I can say these two things: it's a gorgeous film and it's my favorite Lars von Trier film.
Of course, I hate Lars von Trier films. Like the others that I've seen, Melancholia is choked with its tone of rarefied misery. It helps to know that Trier has battled severe depression, and it gives me sympathy for his need to work this cinemafied state of mind over and over (and over and over). But two hours is a long time to spend with someone who can't manage to take a bath or get through the cake-cutting at her own wedding.
It doesn't help that these people remind me of absolutely no one. Maybe that's my provincialism, or maybe they are simply abstractions for the states of mind they represent: depression (the bride), bitterness (the mother of the bride), arrogance (the brother-in-law), uncomprehending normality (the groom). But it's irritating: How does a woman get all the way to her reception before realizing she's repelled by her boyfriend? How realistic is it that a woman as bitter and unhinged as Charlotte Rampling's mother of the bride would come to the wedding, much less bother to make a scathing speech amid all the toasts? And how does a woman fawn over her favorite horse one day and beat it mercilessly the next?

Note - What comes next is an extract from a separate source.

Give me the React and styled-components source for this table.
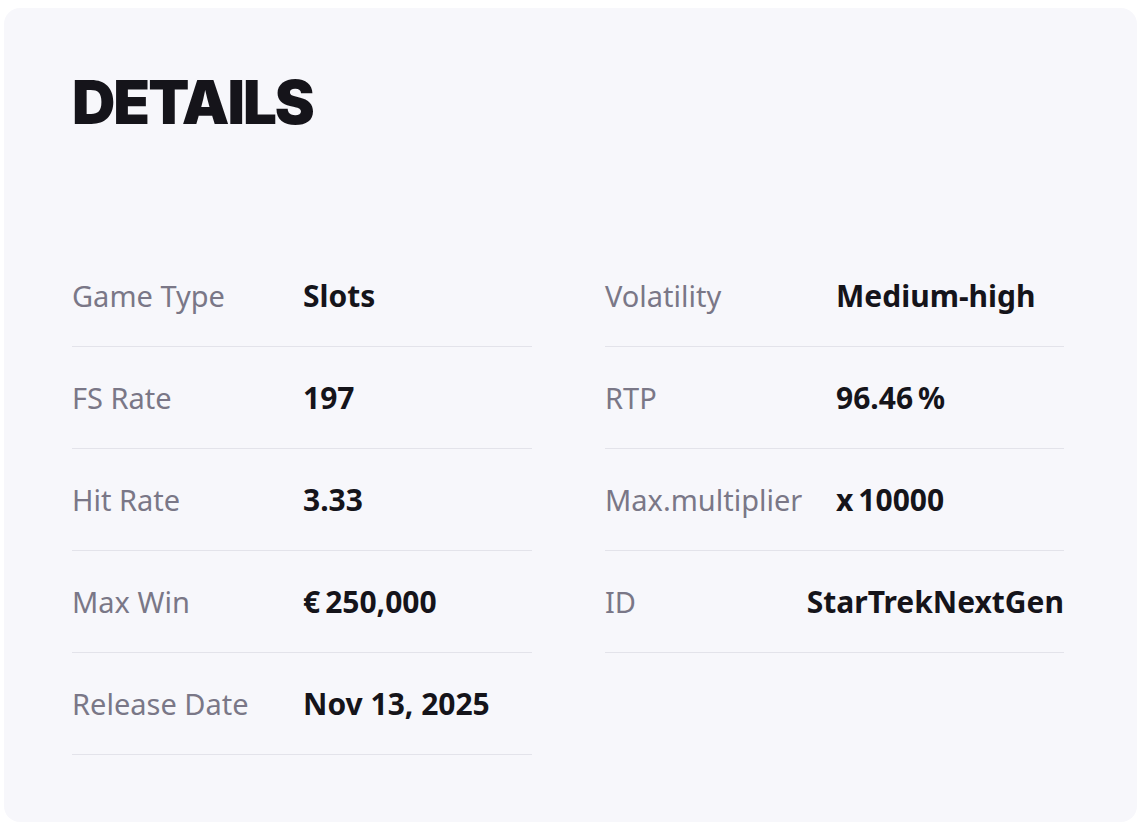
import React from "react";
import styled, { createGlobalStyle } from "styled-components";

const Global = createGlobalStyle`
  html, body { margin: 0; padding: 0; background: #ffffff; }
  body { padding: 8px 8px 0 4px; font-family: "Noto Sans", "Liberation Sans", sans-serif; }
`;

const Card = styled.section`
  box-sizing: border-box;
  width: 1133px;
  height: 814px;
  background: #f7f7fb;
  border-radius: 16px;
  padding: 64px 68px 0 68px;
`;

const Title = styled.h2`
  margin: 0;
  font-family: Inter, "Noto Sans", sans-serif;
  font-weight: 900;
  font-size: 60px;
  line-height: 60px;
  letter-spacing: -2px;
  color: #15141a;
`;

const Grid = styled.div`
  display: grid;
  grid-template-columns: 460px 459px;
  column-gap: 73px;
  margin-top: 113px;
`;

const Column = styled.div`
  display: flex;
  flex-direction: column;
`;

const Row = styled.div`
  display: flex;
  align-items: center;
  height: 101px;
  border-bottom: 1px solid #e3e3ea;
`;

const Label = styled.span`
  flex: 0 1 231px;
  min-width: 0;
  font-size: 29px;
  color: #7a7787;
  white-space: nowrap;
`;

const Value = styled.span`
  flex: 1 0 auto;
  font-size: 30px;
  font-weight: 700;
  color: #15141a;
  white-space: nowrap;
`;

const left = [
  ["Game Type", "Slots"],
  ["FS Rate", "197"],
  ["Hit Rate", "3.33"],
  ["Max Win", "€\u2009250,000"],
  ["Release Date", "Nov 13, 2025"],
];
const right = [
  ["Volatility", "Medium-high"],
  ["RTP", "96.46\u2009%"],
  ["Max.multiplier", "x\u200910000"],
  ["ID", "StarTrekNextGen"],
];

export default function App() {
  return (
    <>
      <Global />
      <Card>
        <Title>DETAILS</Title>
        <Grid>
          {[left, right].map((col, i) => (
            <Column key={i}>
              {col.map(([l, v]) => (
                <Row key={l}>
                  <Label>{l}</Label>
                  <Value>{v}</Value>
                </Row>
              ))}
            </Column>
          ))}
        </Grid>
      </Card>
    </>
  );
}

But I did watch for two hours and never once really thought of switching it off (though I might have done a slow fast-forward toward the end). It's gorgeous, gorgeous, gorgeous to look at and kind of flabbergasting to contemplate such a complete end to our world. The idea that the confident fall apart and the melancholy feel right at home with the end of the world is fun but maybe not that true to life. Hopefully we'll never have to find out for sure.